A study has been undertaken to explore ways to encourage private rental sector (PRS) landlords to support tenancies from people receiving Universal Credit.
Rent guarantee and upfront cash payments from local authorities are most effective in opening up the PRS for people receiving benefits according to research from the Centre for Homelessness Impact, the Behavioural Insights Team and the National Residential Landlords Association (NRLA).
The research involved more than 2,700 landlords across England and Wales. It found that these approaches had the greatest positive impact on landlords’ openness to renting to people in receipt of these approaches had the greatest positive impact on landlords’ openness to renting to people in receipt of benefit. However, the overall willingness of landlords to rent to those in receipt of benefits still remained relatively low, highlighting the need for policy changes to be made to drive change.
Each participant was asked about different scenarios to understand how they would react and respond across two broad areas:
1. Whether disclosing additional information about a tenant has any impact on increasing landlord willingness to continue with the application of someone receiving Universal Credit
Landlords were sent information on:
- Pre-tenancy training: A certificate of completion and schedule for a tenancy skills programme
- Budget planner: A table of the tenant’s income & expenditure
- Alternative payment arrangement (APA) leaflet: Information about APA, which is the process in England whereby housing benefit is transferred directly to the landlord (as opposed to being paid as part of the lump sum Universal Credit payment to the tenant)
2. Which Local Authority incentives or support programmes are most effective at increasing landlord willingness to rent to someone receiving Universal Credit.
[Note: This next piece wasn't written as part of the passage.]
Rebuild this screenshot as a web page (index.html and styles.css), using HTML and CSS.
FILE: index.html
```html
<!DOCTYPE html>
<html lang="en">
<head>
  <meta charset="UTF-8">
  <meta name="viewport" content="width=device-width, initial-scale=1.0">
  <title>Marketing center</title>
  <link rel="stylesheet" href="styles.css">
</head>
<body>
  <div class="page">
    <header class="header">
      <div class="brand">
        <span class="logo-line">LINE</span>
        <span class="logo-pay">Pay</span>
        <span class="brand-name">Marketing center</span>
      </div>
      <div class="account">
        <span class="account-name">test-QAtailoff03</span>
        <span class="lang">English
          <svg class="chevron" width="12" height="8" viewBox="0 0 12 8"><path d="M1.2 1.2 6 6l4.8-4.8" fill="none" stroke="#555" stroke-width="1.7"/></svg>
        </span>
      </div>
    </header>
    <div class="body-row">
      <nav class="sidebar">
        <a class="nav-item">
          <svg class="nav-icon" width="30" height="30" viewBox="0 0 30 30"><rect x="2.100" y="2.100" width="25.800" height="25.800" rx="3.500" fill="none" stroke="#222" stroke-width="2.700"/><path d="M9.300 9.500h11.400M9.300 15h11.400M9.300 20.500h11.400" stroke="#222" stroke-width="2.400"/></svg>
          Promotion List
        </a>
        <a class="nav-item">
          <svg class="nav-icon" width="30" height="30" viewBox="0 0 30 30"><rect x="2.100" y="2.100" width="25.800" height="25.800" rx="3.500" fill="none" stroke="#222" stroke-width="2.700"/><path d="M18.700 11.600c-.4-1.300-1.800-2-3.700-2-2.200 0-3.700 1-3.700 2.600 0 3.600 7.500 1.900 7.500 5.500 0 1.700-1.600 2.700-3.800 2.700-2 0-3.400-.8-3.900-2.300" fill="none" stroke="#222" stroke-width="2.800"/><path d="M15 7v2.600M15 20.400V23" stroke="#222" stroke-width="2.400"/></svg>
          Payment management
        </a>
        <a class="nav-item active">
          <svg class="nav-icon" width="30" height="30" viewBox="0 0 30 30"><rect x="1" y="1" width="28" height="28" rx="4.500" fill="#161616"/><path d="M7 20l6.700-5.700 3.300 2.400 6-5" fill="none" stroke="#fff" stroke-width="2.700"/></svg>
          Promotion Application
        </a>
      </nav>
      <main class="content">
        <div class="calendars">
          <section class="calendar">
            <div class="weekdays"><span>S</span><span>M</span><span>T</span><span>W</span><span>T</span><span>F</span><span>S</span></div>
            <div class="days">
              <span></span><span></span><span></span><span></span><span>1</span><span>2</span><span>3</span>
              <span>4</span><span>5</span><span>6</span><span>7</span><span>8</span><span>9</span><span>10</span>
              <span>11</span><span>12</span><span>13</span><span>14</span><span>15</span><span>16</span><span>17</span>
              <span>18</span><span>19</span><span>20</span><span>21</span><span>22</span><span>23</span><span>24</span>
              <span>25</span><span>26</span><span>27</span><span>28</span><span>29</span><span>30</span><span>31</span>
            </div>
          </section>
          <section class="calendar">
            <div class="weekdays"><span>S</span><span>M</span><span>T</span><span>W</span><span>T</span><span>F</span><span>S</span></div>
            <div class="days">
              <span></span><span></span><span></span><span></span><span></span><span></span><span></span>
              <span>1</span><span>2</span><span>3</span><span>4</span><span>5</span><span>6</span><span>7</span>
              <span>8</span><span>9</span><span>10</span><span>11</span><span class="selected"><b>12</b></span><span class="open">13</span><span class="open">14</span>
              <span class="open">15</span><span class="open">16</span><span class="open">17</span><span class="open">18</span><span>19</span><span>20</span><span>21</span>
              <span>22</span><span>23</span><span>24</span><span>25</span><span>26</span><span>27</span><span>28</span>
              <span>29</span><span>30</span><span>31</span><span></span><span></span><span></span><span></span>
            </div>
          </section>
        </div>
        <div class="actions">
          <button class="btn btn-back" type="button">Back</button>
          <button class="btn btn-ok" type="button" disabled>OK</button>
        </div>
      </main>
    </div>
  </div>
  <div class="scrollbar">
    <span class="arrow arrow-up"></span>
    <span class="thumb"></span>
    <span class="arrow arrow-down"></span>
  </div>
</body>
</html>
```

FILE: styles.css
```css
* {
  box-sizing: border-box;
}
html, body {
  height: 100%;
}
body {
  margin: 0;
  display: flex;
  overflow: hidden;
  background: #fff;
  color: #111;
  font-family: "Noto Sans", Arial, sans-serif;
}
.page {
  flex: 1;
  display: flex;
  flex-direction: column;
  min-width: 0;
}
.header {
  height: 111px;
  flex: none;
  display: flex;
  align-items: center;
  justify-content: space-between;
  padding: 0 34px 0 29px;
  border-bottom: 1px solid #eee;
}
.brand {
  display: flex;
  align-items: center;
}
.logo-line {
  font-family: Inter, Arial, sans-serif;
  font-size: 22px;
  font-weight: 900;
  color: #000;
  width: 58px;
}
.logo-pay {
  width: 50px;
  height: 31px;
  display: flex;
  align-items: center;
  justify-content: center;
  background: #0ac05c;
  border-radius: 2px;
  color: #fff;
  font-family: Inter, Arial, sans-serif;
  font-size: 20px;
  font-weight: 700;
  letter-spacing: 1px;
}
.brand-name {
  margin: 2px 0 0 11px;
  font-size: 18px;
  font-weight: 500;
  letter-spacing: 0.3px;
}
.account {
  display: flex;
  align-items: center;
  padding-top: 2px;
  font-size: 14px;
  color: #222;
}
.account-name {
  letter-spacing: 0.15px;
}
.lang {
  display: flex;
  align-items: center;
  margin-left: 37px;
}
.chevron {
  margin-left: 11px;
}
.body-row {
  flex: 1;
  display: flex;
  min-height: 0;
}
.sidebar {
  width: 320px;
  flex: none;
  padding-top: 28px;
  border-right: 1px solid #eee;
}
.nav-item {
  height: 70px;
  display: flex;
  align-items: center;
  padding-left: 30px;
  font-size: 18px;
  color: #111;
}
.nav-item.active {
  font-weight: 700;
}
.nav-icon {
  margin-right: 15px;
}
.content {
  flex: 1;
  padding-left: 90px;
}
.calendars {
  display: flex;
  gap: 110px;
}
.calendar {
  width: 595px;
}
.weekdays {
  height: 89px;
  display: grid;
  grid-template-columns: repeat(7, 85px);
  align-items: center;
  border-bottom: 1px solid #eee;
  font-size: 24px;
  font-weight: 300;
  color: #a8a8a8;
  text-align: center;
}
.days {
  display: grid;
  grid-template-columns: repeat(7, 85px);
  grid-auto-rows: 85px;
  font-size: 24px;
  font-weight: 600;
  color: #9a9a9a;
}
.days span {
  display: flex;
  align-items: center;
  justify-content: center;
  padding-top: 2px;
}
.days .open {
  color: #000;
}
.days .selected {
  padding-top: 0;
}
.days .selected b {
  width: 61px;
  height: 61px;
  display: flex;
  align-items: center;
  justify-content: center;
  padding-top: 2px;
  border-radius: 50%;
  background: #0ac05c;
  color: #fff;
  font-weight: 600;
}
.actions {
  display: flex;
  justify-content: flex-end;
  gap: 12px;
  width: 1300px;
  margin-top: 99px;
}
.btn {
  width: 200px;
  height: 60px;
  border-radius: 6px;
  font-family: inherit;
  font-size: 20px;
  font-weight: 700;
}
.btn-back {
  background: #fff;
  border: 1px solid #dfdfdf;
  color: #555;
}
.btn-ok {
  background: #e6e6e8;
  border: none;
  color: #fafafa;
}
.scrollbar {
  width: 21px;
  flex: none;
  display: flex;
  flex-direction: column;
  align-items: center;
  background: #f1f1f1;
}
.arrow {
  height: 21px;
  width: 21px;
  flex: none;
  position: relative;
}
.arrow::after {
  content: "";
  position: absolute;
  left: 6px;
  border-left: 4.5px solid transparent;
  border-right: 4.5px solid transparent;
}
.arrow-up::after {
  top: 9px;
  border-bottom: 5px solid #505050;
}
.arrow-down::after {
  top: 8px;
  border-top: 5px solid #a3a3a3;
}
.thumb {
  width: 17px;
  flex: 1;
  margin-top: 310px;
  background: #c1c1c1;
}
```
- £1,000 cash upfront: a cash payment upon signing a tenancy agreement;
- Rent guarantee: a written guarantee from the Local Authority that they will cover late or unpaid rent;
- Deposit bond: a cash amount equivalent to one month’s rent set aside to cover any costs a landlord may incur during the course of the tenancy;
- Support from a landlord liaison officer: a dedicated resource that acts as a single point of contact for private landlords who need support with a tenancy
Landlords who received information about budget planners, pre-tenancy training or APA reported very similar willingness to rent to potential tenants as those who received no additional information. This suggests that these are less effective at changing landlords’ attitudes than previously expected.
Significantly, the study indicates that the willingness of landlords to rent to people receiving Universal Credit remains low. Even with the strongest interventions, landlords’ willingness to let properties to people at risk of homelessness fell between ‘somewhat unlikely’ and ‘neutral’ (with neutral being the middle point of a 7-point scale).
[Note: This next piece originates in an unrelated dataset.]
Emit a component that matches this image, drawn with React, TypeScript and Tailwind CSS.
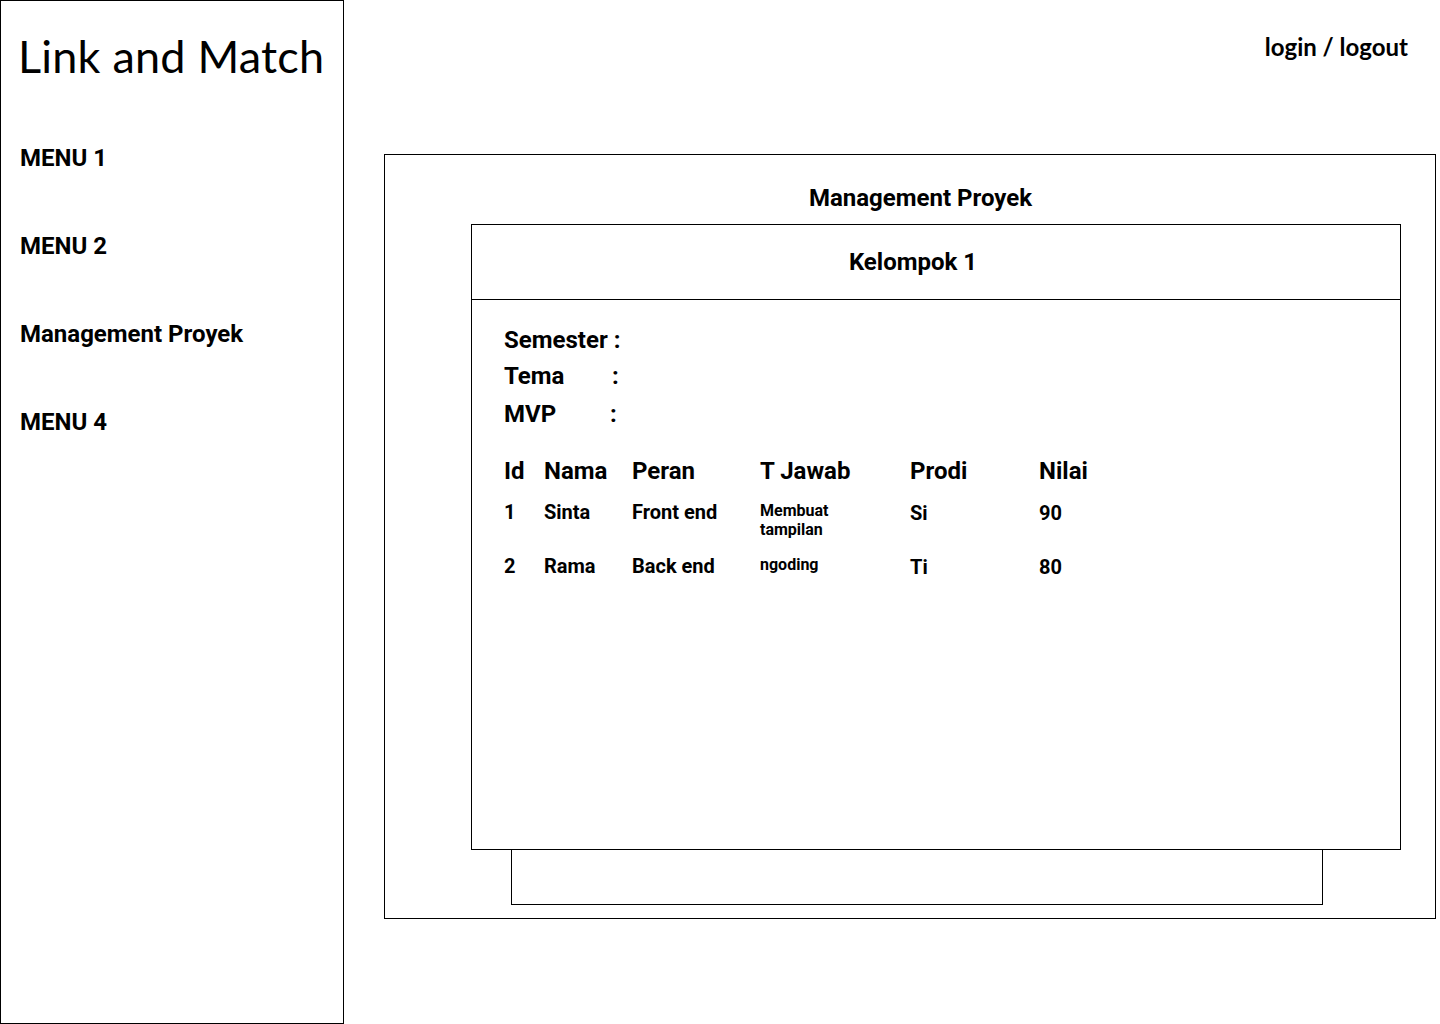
const rows = [
  { id: "1", nama: "Sinta", peran: "Front end", tjawab: ["Membuat", "tampilan"], prodi: "Si", nilai: "90" },
  { id: "2", nama: "Rama", peran: "Back end", tjawab: ["ngoding"], prodi: "Ti", nilai: "80" },
];

const menus = ["MENU 1", "MENU 2", "Management Proyek", "MENU 4"];

export default function App() {
  return (
    <div className="flex w-[1440px] h-[1024px] bg-white text-black font-['Roboto',sans-serif]">
      {/* Sidebar */}
      <aside className="w-[344px] h-[1024px] shrink-0 border border-black">
        <h1 className="pl-[17px] pt-[28px] text-[45px] leading-[54px] font-['Lato',sans-serif] font-normal tracking-[0.2px]">
          Link and Match
        </h1>
        <nav className="flex flex-col gap-[60px] pl-[19px] pt-[61px]">
          {menus.map((m) => (
            <a key={m} href="#" className="text-[24px] leading-[28px] font-bold">
              {m}
            </a>
          ))}
        </nav>
      </aside>

      {/* Main */}
      <main className="flex-1 flex flex-col">
        <div className="flex justify-end pr-[32px] pt-[33px] h-[154px]">
          <a href="#" className="text-[24px] leading-[28px] font-bold font-['Lato',sans-serif]">
            login / logout
          </a>
        </div>

        <section className="ml-[40px] w-[1052px] h-[765px] border border-black flex flex-col">
          <div className="h-[69px] pt-[29px] pl-[21px] text-center text-[24px] leading-[28px] font-bold">
            Management Proyek
          </div>

          <div className="ml-[86px] w-[930px] h-[626px] border border-black flex flex-col">
            <div className="h-[75px] shrink-0 border-b border-black flex items-center justify-center pr-[46px] text-[24px] font-bold">
              Kelompok 1
            </div>

            <div className="pl-[32px] pt-[26px]">
              <div className="flex text-[24px] leading-[28px] font-bold">
                <span>Semester :</span>
              </div>
              <div className="flex mt-[8px] text-[24px] leading-[28px] font-bold">
                <span className="w-[108px]">Tema</span>
                <span>:</span>
              </div>
              <div className="flex mt-[10px] text-[24px] leading-[28px] font-bold">
                <span className="w-[106px]">MVP</span>
                <span>:</span>
              </div>

              <div className="grid grid-cols-[40px_88px_128px_150px_129px_1fr] mt-[29px] text-[24px] leading-[28px] font-bold">
                <span>Id</span>
                <span>Nama</span>
                <span>Peran</span>
                <span>T Jawab</span>
                <span>Prodi</span>
                <span>Nilai</span>
              </div>

              {rows.map((r, i) => (
                <div
                  key={r.id}
                  className={`grid grid-cols-[40px_88px_128px_150px_129px_1fr] text-[20px] leading-[24px] font-bold ${
                    i === 0 ? "mt-[15px] h-[54px]" : ""
                  }`}
                >
                  <span>{r.id}</span>
                  <span>{r.nama}</span>
                  <span>{r.peran}</span>
                  <span className="text-[16px] leading-[19px] pt-[1px]">
                    {r.tjawab.map((t) => (
                      <span key={t} className="block">
                        {t}
                      </span>
                    ))}
                  </span>
                  <span className="pt-[1px]">{r.prodi}</span>
                  <span className="pt-[1px]">{r.nilai}</span>
                </div>
              ))}
            </div>
          </div>

          <div className="ml-[126px] w-[812px] h-[55px] border border-t-0 border-black" />
        </section>
      </main>
    </div>
  );
}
Dr Ligia Teixeira, Chief Executive of the Centre for Homelessness Impact, said: “Taking an evidence-based approach to unlocking the private rented sector for people in receipt of Universal Credit who were previously less likely to gain access, is just one way in which we might end homelessness sustainably by focusing on prevention instead of mitigation.
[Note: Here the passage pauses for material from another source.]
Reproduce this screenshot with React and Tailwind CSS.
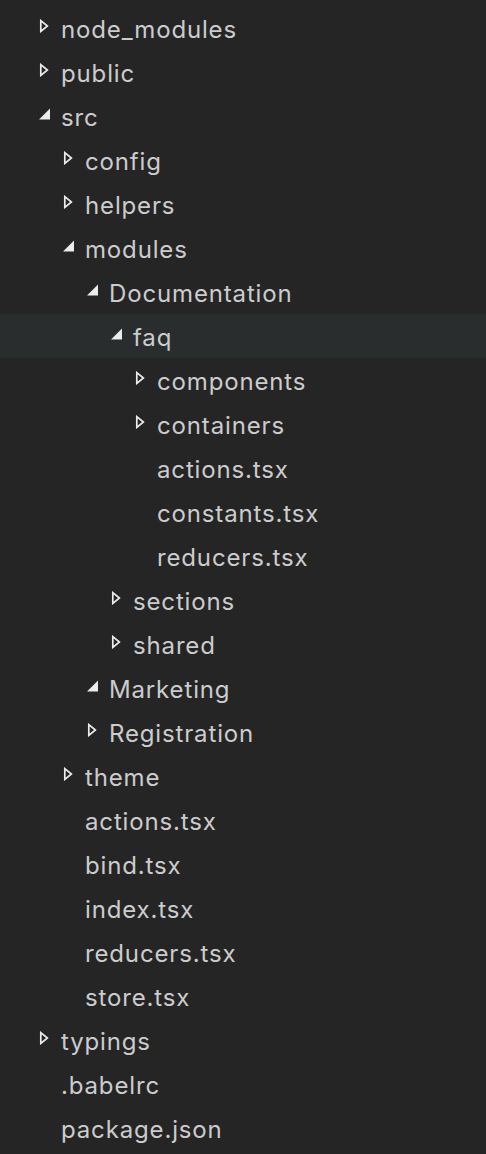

“By making sure more housing options, including the private rented sector, are available to people who are in receipt of Universal Credit and at risk of homelessness, these trials help us move towards an environment where both landlords and prospective tenants have their needs met.”
Ben Beadle, Chief Executive of the NRLA, said: “The private rented sector can play a valuable role in providing longer term accommodation for those at risk of homelessness or struggling to maintain a tenancy. It is vital that policymakers heed the findings of this research to engage with landlords effectively and ensure they are confident that any risks they perceive will be addressed.
“As the research shows, the central element for landlords is continued rent payments. Government holds the key to this, through continuing to link local housing allowance to market rents, improving the administration of Universal Credit and better utilising guaranteed rent schemes at a local level. Without taking these vital steps, the Government will not tackle the homelessness crisis.”
Eva Kolker, policy lead for housing and homelessness from the Behavioural Insights Team, said: “This has been a great partnership with the Centre for Homelessness Impact and NRLA producing some really important results with policy implications for both central government and local authorities. Most research on reducing homelessness through the private rented sector focuses on tenant behaviour, but far less looking at landlord decision-making and behaviour. The participation of the NRLA in this partnership allowed us to run the UK’s first ever behavioural trial with landlords.”